Israelis would have preferred a victory by Donald Trump as they clearly understand that he was and still is willing to defer to Prime Minister Benjamin Netanyahu on nearly all issues. Indeed, that process is ongoing even though Trump might only have about nine more weeks remaining in office. Secretary of State Mike Pompeo is reportedly preparing to sanction several international human rights organizations as anti-Semitic due to the fact that they criticize Israel’s brutality on the West Bank and its illegal settlement policies. The White House is also prepared to free convicted but paroled Israeli spy Jonathan Pollard from travel restrictions so he can move to Israel, where he is regarded as a hero. Pollard was the most damaging spy in U.S. history and any mitigation of his sentence has been opposed by both the Pentagon, where he worked, and also by the intelligence community.
Finally, it is widely believed that before the end of the year Trump will declare that the United States accepts the legitimacy of Israeli intentions to declare annexation of nearly all the Palestinian West Bank. The White House will actually encourage such an initiative reportedly “to sow hostility between Israel and the Biden administration.” One should note that none of the pro-Israeli measures that are likely to come out of the White House enhance U.S. security in any way and they also do nothing particularly to benefit Trump’s campaign to be re-elected through legal challenges.
If Biden does succeed in becoming president, the special place that Israel occupies in the centers of American power are unlikely to be disturbed, which is why Netanyahu was quick off the mark in congratulating the possible new chief executive. Biden has proudly declared himself to be a “Zionist” and his running mate Kamala Harris has been a featured speaker at the annual gatherings of the American Israel Public Affairs Committee (AIPAC) in Washington. Both are strongly supportive of the “special relationship” with Israel and will make no effort to compromise America’s apparent commitment to protect and nourish the Jewish state.
Though Israel is central to how the United States conducts its foreign policy, the country was invisible in the debates and other discussions that took place among candidates during the recent campaign. American voters were therefore given the choice of one government that panders to Israel at the expense of U.S. security or another party that does exactly the same thing. To be sure, Biden did state that he would work to reinstate the Joint Comprehensive Plan of Action (JCPOA) relating to Iran’s nuclear program, which was canceled by Trump. But he also indicated that it would require some amendment, meaning that the Iranians would have to include their missile program in the monitoring while also abandoning their alleged propensity to “interfere” in the Middle East region. The Iranian government has already indicated that additional conditions are unacceptable, so the deal is dead in the water. Israel has also privately and publicly objected to any new arrangement and has already declared that it would “save the option” of working through the Republican Senate to thwart any attempts by the Biden Administration to change things.

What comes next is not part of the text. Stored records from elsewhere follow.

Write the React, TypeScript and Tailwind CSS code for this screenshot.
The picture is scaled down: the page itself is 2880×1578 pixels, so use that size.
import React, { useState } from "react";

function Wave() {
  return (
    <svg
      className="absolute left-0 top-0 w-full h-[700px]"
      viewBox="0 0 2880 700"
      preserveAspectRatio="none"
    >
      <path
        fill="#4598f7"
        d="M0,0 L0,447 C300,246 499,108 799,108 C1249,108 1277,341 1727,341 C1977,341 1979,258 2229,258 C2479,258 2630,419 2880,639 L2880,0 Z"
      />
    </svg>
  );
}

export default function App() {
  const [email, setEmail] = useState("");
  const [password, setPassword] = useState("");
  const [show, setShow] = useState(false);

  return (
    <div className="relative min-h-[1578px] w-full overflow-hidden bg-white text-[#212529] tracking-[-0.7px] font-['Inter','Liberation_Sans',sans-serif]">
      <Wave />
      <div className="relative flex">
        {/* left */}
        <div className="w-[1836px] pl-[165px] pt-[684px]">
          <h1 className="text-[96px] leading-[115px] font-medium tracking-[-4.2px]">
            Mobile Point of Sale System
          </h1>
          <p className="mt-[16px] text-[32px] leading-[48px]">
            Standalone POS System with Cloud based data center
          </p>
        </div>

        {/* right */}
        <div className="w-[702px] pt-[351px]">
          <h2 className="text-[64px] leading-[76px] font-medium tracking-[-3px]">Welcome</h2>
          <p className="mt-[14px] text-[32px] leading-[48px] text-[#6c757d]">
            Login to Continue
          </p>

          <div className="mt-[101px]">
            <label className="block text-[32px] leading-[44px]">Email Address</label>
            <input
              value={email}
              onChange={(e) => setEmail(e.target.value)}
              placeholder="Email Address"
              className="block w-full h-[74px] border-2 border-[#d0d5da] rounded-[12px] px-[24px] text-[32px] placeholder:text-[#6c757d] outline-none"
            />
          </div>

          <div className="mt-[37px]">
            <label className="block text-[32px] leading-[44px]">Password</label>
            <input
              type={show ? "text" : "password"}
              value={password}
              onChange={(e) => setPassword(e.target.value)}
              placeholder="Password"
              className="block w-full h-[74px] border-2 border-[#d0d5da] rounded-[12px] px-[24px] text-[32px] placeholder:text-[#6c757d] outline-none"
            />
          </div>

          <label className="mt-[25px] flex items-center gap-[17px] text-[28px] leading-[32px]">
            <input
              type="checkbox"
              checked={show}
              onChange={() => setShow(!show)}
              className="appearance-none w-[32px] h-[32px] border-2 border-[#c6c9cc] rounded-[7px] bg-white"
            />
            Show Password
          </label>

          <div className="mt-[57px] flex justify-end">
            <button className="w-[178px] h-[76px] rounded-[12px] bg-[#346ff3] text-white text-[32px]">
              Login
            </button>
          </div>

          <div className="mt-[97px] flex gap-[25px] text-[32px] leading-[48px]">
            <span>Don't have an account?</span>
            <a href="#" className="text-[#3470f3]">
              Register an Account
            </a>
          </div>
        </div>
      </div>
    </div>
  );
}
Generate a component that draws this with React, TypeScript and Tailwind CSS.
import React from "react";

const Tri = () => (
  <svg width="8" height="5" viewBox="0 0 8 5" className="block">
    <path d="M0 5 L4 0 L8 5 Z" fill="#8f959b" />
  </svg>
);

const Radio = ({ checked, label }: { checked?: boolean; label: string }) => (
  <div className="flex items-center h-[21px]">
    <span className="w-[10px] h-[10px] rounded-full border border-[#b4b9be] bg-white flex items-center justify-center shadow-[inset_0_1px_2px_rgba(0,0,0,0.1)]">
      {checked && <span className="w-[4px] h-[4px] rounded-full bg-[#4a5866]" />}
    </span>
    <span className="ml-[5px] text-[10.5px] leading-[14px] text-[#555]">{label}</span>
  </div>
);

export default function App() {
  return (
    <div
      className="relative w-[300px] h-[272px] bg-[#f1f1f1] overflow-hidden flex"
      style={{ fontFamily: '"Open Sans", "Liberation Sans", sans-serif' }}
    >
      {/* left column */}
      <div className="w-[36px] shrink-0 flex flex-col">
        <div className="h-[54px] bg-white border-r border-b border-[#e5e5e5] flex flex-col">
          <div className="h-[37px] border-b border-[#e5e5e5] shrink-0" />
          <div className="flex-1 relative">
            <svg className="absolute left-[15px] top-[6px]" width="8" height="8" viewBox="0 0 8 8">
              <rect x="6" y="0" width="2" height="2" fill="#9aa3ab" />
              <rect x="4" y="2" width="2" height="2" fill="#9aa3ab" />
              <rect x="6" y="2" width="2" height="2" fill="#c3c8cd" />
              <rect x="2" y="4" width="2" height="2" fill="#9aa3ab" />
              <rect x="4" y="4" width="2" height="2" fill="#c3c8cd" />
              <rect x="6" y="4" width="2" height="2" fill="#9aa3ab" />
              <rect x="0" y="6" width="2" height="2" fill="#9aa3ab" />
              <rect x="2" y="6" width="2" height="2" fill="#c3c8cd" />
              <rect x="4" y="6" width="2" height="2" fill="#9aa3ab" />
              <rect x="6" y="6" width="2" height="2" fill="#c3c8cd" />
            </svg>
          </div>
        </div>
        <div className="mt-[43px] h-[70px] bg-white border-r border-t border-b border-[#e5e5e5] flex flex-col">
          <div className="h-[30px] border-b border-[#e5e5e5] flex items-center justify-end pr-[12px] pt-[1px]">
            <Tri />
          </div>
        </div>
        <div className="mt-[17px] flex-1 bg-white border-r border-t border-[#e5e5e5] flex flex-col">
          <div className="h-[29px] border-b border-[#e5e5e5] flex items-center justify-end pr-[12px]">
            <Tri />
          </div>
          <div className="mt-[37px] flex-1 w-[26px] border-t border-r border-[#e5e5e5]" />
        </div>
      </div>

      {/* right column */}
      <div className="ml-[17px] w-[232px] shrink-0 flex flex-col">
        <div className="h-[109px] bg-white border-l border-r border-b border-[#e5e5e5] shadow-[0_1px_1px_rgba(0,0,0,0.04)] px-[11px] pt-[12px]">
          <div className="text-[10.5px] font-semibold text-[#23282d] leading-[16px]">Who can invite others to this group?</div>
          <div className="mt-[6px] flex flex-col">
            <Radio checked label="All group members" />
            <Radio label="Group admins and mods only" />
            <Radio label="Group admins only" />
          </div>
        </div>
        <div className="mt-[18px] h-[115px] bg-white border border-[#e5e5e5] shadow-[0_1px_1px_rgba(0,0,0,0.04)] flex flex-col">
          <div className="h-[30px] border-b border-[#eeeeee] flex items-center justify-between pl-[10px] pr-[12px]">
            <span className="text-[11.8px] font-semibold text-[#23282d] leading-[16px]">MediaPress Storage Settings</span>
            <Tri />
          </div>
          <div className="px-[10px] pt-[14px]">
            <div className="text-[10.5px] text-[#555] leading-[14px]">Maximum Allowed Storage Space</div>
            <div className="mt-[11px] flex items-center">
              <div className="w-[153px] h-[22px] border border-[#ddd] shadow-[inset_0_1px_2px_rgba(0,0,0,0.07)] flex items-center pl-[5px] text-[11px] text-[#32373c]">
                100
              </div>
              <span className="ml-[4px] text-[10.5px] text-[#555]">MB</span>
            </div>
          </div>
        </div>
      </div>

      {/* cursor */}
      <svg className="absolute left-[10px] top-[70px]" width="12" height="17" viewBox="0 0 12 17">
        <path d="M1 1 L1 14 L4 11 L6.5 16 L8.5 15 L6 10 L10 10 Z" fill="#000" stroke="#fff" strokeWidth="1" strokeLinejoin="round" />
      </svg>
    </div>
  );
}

That Israel would blatantly and openly interfere in the deliberations of Congress raises some serious questions which the mainstream media predictably is not addressing. Jewish power in America is for real and it is something that some Jews are not shy about discussing among themselves. Jewish power is unique in terms of how it functions. If you’re an American (or British) politician, you very quickly are made to appreciate that Israel owns you and nearly all of your colleagues. Indeed, the process begins in the U.S. even before your election when the little man from AIPAC shows up with the checklist that he wants you to sign off on. If you behave per instructions your career path will be smooth, and you will benefit from your understanding that everything happening in Washington that is remotely connected to the interests of the state of Israel is to be determined by the Jewish state alone, not by the U.S. Congress or White House.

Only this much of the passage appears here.